(Supplied records):

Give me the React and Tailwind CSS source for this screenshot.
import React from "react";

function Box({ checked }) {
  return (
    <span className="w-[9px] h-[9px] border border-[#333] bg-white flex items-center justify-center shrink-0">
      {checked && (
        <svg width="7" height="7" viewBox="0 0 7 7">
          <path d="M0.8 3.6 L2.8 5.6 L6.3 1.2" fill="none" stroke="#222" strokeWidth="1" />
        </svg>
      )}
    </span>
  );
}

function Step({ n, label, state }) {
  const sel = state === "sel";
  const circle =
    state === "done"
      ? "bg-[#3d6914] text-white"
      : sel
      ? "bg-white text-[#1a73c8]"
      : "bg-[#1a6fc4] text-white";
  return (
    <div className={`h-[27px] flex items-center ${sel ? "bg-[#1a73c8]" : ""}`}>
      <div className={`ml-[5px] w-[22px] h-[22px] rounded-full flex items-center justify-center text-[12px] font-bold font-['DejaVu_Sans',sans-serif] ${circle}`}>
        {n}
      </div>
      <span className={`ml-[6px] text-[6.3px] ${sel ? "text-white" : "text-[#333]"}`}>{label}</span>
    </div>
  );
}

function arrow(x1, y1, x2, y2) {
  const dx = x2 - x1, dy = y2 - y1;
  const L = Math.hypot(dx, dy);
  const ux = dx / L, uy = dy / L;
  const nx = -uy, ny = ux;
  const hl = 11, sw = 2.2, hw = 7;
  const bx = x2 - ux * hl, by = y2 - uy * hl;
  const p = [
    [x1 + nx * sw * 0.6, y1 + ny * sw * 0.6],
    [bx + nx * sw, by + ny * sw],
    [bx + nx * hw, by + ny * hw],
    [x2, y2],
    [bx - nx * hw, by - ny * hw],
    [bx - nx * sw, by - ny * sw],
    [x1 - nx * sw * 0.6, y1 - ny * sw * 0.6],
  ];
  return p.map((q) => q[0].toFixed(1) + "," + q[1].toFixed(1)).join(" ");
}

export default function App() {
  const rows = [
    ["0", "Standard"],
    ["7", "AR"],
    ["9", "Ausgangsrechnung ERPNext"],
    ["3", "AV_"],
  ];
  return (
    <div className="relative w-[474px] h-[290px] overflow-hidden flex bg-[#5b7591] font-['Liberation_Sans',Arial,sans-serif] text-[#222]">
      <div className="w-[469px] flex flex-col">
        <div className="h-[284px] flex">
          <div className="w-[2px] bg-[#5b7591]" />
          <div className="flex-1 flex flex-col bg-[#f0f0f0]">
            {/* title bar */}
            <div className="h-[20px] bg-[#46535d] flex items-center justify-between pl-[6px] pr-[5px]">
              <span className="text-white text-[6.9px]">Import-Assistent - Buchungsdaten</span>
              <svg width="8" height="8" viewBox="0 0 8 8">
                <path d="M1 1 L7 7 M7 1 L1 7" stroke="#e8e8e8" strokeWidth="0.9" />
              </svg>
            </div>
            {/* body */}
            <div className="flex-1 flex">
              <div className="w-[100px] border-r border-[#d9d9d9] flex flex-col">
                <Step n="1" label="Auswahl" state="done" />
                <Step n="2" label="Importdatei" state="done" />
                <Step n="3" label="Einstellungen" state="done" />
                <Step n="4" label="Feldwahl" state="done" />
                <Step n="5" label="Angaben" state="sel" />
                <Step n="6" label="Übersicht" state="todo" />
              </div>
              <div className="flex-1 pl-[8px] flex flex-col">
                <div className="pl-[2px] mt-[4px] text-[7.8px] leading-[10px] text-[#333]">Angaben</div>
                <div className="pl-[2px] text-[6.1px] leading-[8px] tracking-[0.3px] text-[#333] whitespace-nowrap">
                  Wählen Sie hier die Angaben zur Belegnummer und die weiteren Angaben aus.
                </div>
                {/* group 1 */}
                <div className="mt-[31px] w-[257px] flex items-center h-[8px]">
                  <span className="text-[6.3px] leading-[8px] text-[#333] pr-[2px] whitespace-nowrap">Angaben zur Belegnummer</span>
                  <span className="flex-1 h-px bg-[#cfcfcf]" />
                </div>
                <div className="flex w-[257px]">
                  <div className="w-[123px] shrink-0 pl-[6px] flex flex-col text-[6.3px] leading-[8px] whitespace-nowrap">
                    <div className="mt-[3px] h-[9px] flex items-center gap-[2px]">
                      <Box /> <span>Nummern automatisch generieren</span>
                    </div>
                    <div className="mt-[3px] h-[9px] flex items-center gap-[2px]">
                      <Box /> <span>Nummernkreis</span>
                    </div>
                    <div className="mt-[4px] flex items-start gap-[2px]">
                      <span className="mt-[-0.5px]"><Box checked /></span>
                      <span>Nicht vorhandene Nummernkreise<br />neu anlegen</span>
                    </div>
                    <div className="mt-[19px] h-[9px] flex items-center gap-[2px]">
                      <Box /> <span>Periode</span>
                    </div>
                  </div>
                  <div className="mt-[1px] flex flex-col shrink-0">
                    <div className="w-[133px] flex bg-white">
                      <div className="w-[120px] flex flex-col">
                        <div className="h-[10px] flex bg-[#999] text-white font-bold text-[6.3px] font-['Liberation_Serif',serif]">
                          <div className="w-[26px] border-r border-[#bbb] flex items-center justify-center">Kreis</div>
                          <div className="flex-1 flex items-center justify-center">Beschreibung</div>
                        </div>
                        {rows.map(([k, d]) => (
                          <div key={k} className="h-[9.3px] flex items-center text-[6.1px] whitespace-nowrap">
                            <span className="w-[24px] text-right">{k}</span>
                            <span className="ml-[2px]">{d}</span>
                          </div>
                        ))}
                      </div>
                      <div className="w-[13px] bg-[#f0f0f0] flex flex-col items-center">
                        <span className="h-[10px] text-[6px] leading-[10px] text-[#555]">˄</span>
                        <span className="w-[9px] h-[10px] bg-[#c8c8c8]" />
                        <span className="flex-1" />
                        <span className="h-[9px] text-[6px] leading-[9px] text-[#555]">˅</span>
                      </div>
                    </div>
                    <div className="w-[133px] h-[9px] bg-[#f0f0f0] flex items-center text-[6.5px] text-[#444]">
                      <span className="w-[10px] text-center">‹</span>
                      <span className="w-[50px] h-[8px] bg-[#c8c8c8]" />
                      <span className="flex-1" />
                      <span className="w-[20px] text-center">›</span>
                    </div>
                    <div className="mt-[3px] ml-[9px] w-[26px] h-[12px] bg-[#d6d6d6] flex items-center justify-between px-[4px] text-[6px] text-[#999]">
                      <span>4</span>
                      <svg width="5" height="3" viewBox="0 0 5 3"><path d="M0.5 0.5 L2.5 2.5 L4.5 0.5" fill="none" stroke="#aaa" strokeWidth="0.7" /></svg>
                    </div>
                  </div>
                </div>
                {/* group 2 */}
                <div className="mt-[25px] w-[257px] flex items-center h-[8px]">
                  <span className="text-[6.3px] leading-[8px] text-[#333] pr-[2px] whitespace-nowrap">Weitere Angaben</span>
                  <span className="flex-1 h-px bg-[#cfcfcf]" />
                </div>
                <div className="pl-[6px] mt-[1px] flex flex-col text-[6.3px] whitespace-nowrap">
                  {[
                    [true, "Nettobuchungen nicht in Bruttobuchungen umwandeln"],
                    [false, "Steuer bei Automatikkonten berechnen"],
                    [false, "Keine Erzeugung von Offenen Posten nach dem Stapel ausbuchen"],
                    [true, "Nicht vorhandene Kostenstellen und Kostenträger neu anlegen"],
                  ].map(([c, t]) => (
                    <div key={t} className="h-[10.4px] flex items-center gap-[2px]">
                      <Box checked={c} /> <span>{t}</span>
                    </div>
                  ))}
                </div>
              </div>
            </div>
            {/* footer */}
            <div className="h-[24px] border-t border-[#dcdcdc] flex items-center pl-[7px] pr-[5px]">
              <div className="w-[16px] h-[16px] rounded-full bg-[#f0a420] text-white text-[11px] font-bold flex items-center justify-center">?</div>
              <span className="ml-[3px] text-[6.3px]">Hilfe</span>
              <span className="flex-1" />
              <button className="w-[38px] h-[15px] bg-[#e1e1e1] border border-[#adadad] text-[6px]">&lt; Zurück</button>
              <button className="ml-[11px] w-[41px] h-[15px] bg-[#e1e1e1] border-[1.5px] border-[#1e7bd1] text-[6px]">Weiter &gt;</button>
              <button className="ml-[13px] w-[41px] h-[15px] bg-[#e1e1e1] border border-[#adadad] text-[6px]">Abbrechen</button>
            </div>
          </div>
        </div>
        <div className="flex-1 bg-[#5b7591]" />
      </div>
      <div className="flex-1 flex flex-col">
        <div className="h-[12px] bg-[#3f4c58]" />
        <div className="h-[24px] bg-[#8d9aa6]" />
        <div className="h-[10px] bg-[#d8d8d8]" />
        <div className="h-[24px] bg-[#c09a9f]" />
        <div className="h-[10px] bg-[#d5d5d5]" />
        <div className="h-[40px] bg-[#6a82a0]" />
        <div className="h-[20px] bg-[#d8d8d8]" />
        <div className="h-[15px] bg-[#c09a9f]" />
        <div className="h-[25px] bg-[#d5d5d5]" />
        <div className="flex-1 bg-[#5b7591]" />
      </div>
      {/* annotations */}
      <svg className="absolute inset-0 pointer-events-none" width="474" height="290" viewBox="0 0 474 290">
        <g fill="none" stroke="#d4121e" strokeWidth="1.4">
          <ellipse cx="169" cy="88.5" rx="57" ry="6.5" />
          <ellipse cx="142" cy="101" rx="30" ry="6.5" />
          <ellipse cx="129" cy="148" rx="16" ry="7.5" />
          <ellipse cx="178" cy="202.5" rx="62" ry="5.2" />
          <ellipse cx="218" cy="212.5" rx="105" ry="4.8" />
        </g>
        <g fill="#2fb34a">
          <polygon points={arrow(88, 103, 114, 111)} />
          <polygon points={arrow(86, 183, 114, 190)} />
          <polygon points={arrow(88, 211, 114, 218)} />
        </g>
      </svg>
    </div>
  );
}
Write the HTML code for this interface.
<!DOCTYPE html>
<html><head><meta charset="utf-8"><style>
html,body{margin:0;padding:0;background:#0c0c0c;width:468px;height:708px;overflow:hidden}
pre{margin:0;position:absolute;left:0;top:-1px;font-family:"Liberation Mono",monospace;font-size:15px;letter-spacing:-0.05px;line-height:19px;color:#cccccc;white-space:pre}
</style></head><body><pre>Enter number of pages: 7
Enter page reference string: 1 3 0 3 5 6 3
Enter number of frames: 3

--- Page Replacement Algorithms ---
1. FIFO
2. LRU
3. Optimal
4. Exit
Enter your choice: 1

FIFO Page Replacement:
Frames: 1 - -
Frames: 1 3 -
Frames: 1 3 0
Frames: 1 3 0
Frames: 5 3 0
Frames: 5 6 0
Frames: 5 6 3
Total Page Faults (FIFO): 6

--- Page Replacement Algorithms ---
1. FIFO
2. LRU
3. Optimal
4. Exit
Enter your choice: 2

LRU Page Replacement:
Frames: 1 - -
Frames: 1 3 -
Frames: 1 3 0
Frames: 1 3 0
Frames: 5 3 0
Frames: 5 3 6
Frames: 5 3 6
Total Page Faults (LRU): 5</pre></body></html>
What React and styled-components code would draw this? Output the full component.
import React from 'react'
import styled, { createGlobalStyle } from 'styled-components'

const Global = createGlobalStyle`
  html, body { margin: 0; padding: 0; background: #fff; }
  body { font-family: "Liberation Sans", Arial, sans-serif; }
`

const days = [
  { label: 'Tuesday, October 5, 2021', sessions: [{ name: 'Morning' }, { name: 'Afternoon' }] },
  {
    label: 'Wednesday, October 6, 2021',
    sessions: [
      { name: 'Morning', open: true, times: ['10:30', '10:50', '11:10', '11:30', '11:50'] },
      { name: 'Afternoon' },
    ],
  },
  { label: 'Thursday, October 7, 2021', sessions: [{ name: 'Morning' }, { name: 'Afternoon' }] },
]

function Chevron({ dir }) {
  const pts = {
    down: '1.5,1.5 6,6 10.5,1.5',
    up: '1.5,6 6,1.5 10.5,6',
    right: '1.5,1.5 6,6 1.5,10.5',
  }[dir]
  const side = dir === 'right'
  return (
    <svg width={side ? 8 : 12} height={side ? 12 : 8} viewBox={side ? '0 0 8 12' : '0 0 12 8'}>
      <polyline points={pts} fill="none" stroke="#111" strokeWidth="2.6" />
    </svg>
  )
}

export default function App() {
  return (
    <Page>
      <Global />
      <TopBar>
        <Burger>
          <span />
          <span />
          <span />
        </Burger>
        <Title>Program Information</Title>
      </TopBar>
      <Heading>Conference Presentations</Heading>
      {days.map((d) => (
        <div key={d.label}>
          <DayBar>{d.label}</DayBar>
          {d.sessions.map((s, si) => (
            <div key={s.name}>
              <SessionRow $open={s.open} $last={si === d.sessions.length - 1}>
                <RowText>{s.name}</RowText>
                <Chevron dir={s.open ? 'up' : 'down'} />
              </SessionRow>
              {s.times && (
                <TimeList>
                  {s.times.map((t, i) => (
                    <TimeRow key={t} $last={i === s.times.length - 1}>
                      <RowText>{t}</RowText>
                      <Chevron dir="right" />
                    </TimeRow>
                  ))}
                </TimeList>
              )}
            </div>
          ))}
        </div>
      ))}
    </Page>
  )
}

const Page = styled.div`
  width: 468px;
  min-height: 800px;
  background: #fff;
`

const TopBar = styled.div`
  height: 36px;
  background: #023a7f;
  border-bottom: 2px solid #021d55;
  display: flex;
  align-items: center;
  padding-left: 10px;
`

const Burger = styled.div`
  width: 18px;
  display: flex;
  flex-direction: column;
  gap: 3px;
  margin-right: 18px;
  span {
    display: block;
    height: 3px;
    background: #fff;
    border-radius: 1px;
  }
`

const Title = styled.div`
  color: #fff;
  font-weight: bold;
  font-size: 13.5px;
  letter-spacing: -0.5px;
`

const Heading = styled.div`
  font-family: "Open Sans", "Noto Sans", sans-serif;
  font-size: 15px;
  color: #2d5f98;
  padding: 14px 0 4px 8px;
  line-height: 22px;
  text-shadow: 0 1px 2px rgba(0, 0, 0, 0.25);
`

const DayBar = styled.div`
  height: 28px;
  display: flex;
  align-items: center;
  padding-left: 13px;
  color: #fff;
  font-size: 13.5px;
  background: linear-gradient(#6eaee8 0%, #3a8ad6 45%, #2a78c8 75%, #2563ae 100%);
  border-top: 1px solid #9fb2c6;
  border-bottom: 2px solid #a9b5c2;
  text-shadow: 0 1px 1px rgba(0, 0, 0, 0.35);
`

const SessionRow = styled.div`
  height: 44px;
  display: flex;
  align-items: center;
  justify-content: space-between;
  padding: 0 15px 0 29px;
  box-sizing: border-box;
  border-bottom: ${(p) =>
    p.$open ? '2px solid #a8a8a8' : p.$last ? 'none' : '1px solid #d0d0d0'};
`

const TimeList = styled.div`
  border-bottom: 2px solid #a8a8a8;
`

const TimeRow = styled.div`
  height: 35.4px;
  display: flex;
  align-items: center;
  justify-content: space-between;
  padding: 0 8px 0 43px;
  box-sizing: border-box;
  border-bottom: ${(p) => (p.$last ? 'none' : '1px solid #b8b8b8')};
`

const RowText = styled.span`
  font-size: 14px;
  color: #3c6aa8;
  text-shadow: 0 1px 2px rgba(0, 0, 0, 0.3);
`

(Task details): Provide the number of lines containing the string "components", with no other output.

(Reply): 2